## Aim of the task
Pull out each line of the records holding the string "components".

═════ Recorded data ═════

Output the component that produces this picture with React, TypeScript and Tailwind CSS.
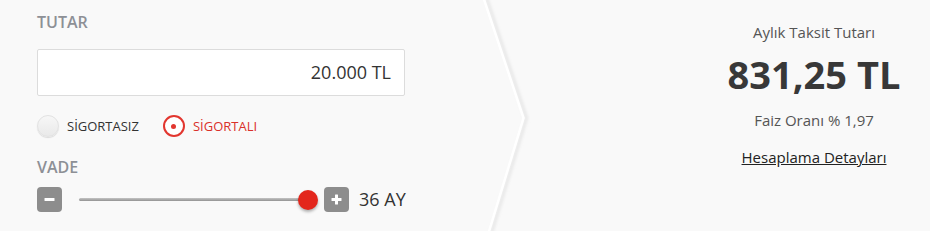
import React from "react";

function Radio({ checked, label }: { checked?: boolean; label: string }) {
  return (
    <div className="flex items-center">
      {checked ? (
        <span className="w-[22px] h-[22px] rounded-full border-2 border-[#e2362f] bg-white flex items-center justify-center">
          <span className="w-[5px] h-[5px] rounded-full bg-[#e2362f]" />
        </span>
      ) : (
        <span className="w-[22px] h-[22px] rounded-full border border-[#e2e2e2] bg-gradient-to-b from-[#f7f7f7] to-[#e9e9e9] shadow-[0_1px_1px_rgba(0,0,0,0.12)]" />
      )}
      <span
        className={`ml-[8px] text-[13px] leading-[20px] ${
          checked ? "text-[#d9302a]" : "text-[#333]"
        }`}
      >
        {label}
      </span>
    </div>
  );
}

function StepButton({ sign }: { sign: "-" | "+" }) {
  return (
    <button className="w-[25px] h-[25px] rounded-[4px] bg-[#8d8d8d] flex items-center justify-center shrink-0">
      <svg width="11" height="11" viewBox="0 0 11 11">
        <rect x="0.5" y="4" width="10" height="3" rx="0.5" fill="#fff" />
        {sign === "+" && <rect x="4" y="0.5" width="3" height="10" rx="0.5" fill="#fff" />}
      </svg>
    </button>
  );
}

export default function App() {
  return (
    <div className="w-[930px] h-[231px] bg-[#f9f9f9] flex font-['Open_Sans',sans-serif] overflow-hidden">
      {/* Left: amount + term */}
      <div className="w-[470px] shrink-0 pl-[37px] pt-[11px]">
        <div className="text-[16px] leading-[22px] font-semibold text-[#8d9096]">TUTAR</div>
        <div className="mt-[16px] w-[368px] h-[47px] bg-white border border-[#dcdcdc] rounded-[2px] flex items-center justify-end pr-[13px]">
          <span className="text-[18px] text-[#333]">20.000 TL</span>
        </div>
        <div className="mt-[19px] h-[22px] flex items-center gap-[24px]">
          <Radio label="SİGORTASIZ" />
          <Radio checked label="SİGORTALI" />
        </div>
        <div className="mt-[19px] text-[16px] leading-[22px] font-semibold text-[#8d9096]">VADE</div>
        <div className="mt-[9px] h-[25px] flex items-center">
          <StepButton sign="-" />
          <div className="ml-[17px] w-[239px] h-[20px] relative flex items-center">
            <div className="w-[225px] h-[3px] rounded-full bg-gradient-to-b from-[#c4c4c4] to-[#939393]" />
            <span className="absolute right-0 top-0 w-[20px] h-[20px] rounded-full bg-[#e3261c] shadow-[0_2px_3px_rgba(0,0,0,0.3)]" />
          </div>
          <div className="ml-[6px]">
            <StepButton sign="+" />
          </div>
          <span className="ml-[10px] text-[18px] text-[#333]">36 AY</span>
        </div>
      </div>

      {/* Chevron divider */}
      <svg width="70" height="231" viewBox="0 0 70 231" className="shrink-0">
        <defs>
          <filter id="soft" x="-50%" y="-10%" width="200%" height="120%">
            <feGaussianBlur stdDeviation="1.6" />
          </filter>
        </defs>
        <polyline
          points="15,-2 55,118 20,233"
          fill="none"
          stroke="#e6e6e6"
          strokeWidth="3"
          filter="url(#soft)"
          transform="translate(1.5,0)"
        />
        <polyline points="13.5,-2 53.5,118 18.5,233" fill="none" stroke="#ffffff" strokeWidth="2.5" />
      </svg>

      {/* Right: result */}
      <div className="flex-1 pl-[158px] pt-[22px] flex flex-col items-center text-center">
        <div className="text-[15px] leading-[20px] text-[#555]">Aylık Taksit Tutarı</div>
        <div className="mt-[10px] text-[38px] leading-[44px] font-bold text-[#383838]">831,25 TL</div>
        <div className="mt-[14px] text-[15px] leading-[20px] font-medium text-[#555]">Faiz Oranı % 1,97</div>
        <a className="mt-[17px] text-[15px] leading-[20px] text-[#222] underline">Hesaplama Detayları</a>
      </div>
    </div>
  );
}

═════
═════ Recorded data ═════

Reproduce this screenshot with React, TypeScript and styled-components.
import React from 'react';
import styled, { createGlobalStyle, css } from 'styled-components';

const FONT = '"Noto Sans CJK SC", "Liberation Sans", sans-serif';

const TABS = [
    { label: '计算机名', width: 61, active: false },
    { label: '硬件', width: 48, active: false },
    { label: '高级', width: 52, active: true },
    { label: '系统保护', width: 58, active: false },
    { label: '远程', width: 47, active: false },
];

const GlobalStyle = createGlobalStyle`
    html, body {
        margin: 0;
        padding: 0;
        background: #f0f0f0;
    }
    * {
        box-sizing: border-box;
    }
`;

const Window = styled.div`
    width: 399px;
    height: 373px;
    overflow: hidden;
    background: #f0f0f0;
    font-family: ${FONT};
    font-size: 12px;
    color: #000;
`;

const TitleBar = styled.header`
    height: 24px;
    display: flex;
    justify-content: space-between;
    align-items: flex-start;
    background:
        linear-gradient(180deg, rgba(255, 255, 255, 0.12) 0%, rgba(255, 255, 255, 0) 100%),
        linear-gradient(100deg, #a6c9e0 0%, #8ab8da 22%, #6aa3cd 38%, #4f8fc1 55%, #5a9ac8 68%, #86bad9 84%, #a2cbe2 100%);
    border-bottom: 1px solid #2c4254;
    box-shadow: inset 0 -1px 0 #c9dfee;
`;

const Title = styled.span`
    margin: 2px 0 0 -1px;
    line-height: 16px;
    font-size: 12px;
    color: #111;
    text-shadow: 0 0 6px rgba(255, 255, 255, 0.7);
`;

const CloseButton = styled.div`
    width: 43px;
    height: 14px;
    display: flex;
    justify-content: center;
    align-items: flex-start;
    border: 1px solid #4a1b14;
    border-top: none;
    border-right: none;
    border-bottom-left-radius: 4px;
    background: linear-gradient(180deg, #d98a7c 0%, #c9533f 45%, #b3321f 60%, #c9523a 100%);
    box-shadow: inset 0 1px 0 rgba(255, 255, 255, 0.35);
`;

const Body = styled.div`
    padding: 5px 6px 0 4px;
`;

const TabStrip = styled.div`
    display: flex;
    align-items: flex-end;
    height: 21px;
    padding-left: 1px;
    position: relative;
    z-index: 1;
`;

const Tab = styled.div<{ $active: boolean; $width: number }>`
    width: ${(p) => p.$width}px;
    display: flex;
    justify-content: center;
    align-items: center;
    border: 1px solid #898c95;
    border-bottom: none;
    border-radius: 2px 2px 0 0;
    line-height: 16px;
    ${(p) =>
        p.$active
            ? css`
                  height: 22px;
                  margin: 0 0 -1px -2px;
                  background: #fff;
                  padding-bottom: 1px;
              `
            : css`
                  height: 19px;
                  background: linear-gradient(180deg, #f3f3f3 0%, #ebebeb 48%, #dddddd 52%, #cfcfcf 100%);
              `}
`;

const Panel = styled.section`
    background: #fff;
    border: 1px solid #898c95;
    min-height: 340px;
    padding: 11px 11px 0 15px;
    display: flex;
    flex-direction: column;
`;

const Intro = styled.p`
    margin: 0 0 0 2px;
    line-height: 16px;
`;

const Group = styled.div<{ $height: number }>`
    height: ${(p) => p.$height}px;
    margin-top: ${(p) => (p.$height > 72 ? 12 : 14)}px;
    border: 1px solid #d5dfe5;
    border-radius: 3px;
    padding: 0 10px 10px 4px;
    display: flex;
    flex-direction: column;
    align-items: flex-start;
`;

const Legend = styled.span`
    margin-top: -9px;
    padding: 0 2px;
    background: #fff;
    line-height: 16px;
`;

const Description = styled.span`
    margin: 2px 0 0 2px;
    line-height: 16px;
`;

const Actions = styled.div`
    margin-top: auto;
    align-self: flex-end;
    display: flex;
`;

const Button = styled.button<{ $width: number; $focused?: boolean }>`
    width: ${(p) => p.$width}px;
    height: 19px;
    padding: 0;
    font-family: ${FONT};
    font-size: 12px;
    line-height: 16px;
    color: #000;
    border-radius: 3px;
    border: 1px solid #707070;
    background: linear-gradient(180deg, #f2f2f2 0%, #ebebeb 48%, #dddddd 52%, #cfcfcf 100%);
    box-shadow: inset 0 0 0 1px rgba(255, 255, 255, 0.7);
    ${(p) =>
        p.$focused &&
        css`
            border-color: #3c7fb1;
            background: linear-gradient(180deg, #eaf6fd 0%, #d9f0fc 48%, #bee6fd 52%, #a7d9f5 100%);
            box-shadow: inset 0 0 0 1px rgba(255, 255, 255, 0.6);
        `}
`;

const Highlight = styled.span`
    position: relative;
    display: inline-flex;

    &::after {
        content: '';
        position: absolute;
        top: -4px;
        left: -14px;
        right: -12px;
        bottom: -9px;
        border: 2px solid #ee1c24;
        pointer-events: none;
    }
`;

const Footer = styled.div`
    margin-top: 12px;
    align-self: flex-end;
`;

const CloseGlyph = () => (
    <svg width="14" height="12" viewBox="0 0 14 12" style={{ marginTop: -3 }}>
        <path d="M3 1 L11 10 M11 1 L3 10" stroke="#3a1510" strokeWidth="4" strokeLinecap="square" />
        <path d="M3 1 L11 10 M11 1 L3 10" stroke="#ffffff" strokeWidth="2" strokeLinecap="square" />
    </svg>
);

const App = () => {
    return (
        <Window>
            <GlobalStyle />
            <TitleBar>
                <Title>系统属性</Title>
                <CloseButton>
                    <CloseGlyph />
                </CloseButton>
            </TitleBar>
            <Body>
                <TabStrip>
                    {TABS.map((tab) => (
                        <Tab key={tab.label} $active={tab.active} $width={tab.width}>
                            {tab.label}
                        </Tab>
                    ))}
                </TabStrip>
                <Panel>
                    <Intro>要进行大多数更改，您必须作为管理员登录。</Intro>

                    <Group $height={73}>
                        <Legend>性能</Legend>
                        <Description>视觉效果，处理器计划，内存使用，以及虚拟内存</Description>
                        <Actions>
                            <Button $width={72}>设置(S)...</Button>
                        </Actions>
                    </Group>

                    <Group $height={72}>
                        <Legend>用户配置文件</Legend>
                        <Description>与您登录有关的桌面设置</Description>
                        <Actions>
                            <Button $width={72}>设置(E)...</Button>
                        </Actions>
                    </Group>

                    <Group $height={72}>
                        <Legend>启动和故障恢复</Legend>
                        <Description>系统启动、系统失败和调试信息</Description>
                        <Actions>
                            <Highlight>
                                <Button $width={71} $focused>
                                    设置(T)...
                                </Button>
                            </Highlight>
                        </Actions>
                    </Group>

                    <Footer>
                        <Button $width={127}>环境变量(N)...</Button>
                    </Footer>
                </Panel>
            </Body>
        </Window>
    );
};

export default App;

═════

## Right answer
Reproduce this screenshot with React, TypeScript and styled-components.
import styled, { createGlobalStyle, css } from 'styled-components';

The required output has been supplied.